Stated goal:
Find each line containing the string "that" and return it.

Supplied information:
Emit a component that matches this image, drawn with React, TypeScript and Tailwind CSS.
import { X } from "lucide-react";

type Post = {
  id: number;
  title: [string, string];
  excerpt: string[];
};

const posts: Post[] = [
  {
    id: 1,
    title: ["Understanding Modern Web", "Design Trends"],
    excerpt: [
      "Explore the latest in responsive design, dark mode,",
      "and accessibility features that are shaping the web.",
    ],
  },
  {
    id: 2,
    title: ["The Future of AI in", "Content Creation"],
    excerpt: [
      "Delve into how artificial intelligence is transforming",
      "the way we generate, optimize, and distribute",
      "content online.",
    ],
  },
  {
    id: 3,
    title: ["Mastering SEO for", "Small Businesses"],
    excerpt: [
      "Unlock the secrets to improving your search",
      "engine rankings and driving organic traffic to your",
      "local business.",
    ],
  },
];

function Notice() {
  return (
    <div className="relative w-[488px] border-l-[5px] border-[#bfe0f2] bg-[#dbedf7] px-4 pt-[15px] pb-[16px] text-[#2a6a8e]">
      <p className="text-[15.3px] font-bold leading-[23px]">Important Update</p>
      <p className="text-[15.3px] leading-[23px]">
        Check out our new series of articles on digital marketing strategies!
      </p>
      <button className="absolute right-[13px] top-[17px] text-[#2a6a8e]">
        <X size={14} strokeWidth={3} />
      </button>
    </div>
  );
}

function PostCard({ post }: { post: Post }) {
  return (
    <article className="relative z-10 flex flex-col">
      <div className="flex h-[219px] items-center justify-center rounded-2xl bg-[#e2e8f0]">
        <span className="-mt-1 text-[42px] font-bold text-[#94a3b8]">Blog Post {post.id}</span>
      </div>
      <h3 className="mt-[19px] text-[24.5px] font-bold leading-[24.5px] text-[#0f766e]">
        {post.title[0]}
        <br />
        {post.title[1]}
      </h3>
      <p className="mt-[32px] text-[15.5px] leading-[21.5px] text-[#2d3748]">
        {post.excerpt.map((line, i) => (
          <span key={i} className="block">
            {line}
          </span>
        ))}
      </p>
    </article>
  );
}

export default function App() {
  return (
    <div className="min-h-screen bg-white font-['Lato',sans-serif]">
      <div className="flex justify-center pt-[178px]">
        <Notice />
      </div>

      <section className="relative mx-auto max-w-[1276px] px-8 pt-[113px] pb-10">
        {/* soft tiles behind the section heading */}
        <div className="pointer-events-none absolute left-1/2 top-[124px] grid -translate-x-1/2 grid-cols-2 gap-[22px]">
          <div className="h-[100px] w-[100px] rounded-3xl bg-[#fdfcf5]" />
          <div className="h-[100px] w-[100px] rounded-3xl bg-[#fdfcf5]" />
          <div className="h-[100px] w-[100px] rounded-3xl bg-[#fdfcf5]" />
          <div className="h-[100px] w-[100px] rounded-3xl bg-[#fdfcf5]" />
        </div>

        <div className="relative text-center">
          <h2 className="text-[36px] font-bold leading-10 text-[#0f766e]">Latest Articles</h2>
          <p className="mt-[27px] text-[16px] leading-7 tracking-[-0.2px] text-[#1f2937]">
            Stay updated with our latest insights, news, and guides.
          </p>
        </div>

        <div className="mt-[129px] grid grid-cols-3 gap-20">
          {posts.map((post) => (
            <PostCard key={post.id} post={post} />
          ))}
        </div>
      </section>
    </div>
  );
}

---

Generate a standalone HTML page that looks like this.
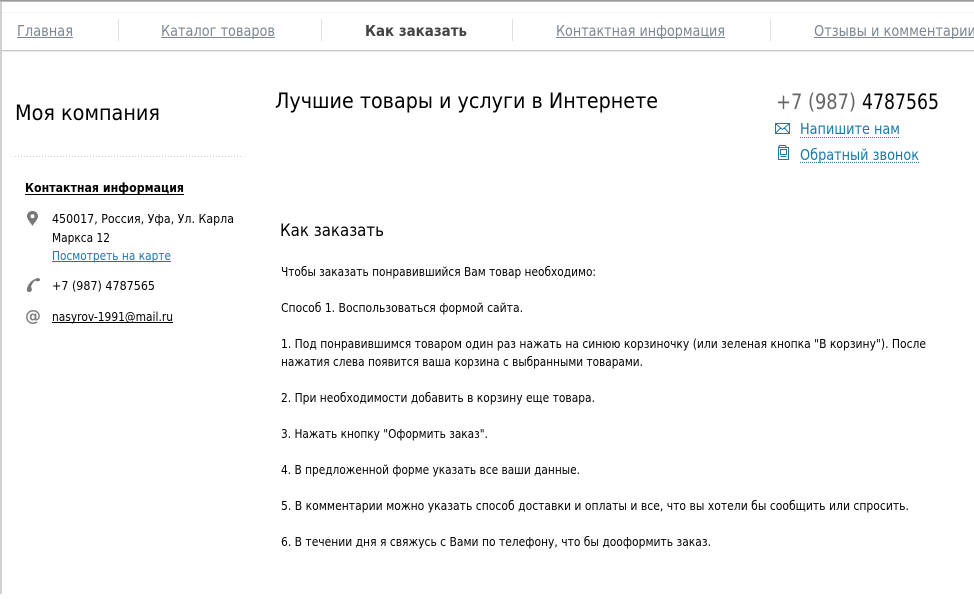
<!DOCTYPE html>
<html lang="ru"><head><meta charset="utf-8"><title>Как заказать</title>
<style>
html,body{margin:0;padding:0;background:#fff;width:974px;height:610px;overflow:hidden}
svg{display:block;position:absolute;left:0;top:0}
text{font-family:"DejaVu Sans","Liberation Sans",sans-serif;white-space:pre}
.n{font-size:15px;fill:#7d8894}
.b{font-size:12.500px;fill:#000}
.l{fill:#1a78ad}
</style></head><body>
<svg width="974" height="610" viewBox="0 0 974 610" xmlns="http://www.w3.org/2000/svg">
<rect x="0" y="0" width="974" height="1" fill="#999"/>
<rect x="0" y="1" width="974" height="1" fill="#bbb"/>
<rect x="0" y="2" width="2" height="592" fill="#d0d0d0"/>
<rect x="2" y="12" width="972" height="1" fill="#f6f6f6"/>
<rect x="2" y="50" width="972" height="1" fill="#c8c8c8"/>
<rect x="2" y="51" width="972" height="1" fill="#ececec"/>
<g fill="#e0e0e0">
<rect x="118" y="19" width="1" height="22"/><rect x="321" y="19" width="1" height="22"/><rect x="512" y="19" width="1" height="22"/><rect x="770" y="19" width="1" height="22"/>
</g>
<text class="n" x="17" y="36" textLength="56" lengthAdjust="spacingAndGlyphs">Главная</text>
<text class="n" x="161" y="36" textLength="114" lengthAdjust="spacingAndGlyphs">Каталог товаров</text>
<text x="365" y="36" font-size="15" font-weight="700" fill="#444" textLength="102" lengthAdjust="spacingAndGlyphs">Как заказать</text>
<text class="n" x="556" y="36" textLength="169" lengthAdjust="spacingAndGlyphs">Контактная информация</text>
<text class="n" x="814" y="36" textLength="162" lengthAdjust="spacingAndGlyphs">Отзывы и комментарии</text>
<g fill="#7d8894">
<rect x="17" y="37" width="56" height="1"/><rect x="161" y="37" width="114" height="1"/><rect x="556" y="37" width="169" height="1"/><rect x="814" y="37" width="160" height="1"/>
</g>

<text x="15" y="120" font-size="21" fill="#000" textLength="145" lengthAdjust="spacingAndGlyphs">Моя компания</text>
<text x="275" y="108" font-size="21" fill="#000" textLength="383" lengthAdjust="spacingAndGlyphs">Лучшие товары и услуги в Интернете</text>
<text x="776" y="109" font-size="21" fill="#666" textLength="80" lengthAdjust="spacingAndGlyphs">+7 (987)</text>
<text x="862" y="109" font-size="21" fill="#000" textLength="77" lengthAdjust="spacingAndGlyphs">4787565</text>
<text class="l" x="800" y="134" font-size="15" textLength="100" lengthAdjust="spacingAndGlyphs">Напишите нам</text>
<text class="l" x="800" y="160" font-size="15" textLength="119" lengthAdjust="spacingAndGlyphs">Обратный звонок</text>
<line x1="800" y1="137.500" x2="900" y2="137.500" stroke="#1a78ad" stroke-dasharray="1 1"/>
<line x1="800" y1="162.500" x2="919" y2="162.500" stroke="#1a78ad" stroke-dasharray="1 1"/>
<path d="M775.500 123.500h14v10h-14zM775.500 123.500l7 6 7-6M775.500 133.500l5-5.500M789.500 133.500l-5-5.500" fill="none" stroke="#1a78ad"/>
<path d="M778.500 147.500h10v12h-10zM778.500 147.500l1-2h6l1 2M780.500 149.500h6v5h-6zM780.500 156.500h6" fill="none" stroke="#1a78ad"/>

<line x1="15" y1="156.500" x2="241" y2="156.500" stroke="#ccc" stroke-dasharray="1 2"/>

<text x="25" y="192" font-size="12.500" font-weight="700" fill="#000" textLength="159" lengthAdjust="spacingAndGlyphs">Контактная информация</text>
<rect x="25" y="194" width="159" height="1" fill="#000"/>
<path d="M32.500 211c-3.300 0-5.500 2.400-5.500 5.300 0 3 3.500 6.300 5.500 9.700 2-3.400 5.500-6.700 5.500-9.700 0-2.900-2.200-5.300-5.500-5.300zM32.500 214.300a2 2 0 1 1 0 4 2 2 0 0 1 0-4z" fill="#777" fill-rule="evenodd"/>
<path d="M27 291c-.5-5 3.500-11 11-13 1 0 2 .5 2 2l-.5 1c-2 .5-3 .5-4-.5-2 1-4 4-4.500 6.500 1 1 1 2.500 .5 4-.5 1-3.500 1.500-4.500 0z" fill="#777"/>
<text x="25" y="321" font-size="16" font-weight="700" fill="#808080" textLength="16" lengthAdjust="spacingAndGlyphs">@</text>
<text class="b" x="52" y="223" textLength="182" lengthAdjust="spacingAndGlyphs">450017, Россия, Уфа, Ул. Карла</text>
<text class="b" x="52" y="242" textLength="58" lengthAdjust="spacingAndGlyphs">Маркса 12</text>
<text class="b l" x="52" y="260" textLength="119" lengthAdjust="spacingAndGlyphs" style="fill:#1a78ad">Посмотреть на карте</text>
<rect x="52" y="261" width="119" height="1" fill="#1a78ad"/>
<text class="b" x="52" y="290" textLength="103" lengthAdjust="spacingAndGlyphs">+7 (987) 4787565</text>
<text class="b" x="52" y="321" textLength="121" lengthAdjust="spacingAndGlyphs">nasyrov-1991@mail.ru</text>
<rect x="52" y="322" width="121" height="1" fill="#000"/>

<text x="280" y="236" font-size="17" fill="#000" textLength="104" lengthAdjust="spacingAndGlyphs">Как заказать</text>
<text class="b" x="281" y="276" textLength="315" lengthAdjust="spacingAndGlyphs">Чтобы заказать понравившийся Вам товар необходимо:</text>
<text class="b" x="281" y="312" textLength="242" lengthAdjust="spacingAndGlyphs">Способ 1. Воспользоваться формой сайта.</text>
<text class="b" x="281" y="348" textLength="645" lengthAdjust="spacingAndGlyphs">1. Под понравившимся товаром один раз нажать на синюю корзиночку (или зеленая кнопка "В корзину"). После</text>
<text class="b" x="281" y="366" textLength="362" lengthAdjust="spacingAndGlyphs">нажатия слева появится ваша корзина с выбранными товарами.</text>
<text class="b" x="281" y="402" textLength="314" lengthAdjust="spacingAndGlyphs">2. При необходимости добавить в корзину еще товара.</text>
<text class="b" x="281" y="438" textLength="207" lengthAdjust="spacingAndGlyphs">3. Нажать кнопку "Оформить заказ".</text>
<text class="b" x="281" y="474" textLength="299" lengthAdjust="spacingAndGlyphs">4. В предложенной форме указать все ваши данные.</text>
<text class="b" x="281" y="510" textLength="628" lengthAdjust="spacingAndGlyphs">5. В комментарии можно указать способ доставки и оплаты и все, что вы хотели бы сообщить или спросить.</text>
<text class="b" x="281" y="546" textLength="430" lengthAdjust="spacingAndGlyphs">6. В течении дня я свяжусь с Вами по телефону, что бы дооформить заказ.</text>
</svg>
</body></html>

Written solution:
Emit a component that matches this image, drawn with React, TypeScript and Tailwind CSS.
      "and accessibility features that are shaping the web.",
Generate a standalone HTML page that looks like this.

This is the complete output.